Maia ressalta que os resultados dos testes podem ser complexos e devem ser analisados por um médico especialista. Além disso, ela reitera, mais uma vez, que testes recreativos, apesar de trazerem informações relacionadas à saúde, não definem diagnóstico.

“A maioria dessas informações estão relacionadas a condições multifatoriais, e mesmo a questão genética desses testes não é completamente compreendida ou tem uma associação extremamente estabelecida com aquela condição [apontada como maior risco no resultado]”.
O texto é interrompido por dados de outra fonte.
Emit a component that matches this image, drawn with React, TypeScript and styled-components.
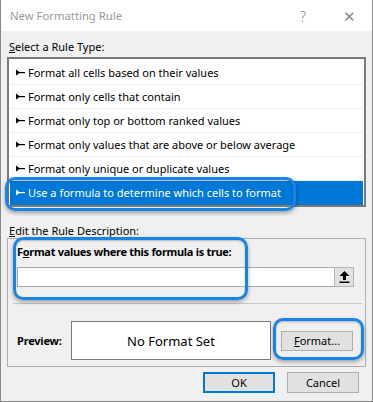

No caso de seu Sebastião, por exemplo, apesar de ele ter predisposição genética para a longevidade, o estilo de vida também influenciou no envelhecimento saudável. “Eu gosto de fazer uma caminhadinha, não gosto de ficar dependendo muito não [das pessoas], preciso me esforçar e andar, apesar de que eles não deixam eu fazer muita coisa não, eles cuidam muito de mim”, conta Sebastião, dando risada em seguida.

“Mas eu também faço muita palavra-cruzada e gosto de tocar instrumentos, como cavaquinho, bandolim e violino”, acrescenta. Todas essas atividades são importantes para trabalhar o cérebro e reduzir o impacto do declínio cognitivo causado pela idade, conforme matéria publicada anteriormente na CNN.

Sebastião também traz uma dica preciosa para quem deseja uma vida longa e saudável: “Meditar é uma coisa muito boa. Nós ocupamos demais nosso pensamento. A preocupação é um veneno na vida das pessoas”, afirma.